O impacto impressionante do argumento de Mises veio do fato que se propunha a demolir o socialismo em seus próprios termos. Um objetivo crucial do socialismo era que os planejadores centrais alocassem recursos para cumprir as metas dos planejadores.

Mas Mises mostrou que, mesmo que deixemos de lado a questão vexatória de se as metas dos planejadores coincidirão com o bem público, o socialismo não permitiria que os planejadores alcançassem seus próprios objetivos racionalmente, muito menos os dos consumidores ou do interesse público.

Pois planejamento racional e alocação dos recursos exigem a capacidade de se envolver em cálculo econômico, e tal cálculo, por sua vez, requer que os preços dos recursos sejam definidos em mercados livres onde títulos de propriedade são trocados por proprietários de propriedade privada.

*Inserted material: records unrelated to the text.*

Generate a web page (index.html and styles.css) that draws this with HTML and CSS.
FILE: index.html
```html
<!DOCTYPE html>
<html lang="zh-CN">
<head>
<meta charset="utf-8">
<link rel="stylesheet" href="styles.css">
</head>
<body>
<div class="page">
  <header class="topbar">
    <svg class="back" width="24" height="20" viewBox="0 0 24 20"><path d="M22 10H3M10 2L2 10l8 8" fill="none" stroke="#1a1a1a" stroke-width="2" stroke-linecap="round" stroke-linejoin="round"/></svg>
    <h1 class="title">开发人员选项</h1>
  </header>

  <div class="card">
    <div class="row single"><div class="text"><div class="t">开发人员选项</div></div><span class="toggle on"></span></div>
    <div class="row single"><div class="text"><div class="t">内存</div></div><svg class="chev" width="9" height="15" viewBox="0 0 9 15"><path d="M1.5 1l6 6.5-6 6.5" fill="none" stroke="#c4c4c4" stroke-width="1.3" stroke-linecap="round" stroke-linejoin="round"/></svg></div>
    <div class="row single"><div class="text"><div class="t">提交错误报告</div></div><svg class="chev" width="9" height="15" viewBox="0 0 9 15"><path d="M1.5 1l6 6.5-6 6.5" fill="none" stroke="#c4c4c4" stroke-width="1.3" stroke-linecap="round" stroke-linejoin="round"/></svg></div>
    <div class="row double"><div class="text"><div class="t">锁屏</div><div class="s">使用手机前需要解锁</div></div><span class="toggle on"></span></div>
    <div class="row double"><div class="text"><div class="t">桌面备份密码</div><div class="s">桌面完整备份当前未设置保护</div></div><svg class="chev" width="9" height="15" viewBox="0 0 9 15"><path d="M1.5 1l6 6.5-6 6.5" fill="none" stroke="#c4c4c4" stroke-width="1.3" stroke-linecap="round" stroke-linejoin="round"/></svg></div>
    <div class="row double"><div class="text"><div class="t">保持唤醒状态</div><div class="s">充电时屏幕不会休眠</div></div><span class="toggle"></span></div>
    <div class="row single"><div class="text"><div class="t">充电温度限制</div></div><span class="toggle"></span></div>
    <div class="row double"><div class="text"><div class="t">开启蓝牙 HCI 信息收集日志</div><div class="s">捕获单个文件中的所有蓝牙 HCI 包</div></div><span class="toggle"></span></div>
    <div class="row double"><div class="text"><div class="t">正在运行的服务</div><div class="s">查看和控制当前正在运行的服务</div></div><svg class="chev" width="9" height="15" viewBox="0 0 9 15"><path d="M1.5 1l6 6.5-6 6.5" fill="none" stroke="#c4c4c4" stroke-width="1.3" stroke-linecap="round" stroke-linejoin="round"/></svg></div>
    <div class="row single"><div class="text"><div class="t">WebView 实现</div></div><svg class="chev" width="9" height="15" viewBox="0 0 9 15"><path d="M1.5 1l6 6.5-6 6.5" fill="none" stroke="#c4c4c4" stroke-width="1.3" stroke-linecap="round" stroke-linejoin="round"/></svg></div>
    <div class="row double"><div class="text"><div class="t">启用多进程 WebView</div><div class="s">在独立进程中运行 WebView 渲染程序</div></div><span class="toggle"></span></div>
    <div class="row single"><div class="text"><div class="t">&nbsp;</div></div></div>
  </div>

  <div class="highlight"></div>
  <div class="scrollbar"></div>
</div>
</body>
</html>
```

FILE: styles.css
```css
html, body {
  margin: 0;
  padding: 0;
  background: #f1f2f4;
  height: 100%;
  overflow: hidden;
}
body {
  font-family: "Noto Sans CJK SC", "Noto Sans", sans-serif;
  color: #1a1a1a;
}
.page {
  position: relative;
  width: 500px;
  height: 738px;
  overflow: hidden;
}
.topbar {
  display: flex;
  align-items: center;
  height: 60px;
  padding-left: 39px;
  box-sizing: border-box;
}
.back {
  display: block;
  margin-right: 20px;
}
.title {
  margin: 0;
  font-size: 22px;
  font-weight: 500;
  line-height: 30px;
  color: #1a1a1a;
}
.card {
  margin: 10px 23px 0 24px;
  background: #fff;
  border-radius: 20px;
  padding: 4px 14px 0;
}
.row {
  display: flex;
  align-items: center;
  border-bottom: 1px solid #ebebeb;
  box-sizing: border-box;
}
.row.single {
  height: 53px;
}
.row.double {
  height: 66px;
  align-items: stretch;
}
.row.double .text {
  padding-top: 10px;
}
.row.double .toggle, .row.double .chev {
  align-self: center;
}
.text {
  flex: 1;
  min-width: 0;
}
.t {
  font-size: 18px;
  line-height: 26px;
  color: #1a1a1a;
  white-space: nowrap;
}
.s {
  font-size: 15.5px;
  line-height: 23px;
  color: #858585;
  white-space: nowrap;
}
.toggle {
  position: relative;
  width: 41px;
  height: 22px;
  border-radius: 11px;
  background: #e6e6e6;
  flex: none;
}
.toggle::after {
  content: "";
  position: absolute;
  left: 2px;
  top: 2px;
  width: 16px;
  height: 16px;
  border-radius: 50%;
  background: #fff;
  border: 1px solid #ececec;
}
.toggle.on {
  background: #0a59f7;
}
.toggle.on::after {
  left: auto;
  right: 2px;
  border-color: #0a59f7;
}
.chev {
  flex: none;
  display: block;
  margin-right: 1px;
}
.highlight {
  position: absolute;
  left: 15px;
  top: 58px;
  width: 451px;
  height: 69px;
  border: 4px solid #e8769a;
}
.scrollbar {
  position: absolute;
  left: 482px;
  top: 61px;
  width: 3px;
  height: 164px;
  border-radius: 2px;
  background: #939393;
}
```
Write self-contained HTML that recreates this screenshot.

Mas como a própria marca do socialismo é a propriedade governamental ou coletiva [ou, no mínimo, o controle] de todos os meios não humanos de produção — terra e capital — isso significa que o socialismo não será capaz de calcular ou planejar racionalmente um sistema econômico moderno.

O profundo artigo de Mises teve um impacto blockbuster sobre os socialistas europeus, particularmente nos países de língua alemã, nas duas décadas seguintes, quando um socialista após o outro tentou resolver o problema de Mises. No final da década de 1930, os socialistas estavam confiantes de que tinham resolvido isso usando a economia matemática, competição neoclássica e suposições de equilíbrio geral, e, particularmente nos esquemas de Oskar Lange e Abba P. Lerner, pelo conselho central de planejamento ordenando aos vários gestores formas socialistas para “fingir” mercados e preços de mercado.

Mises expandiu seus argumentos em artigos de revistas e em sua crítica abrangente, Die Gemeinwirtschaft [Socialismo] em 1922. Seu artigo seminal foi finalmente traduzido para o inglês em 1935, e seu Socialismo um ano depois, e F. A. Hayek também pesava na elaboração e desenvolvimento. Finalmente, Mises deu a refutação final aos socialistas em sua monumental Ação Humana em 1949.

Enquanto a linha oficial dos livros didáticos da década de 1940 — quando o socialismo havia triunfado entre os intelectuais — decretou que Lange e Lerner tinham resolvido a questão crucial colocada por Mises, Mises e o livre mercado tiveram a última risada.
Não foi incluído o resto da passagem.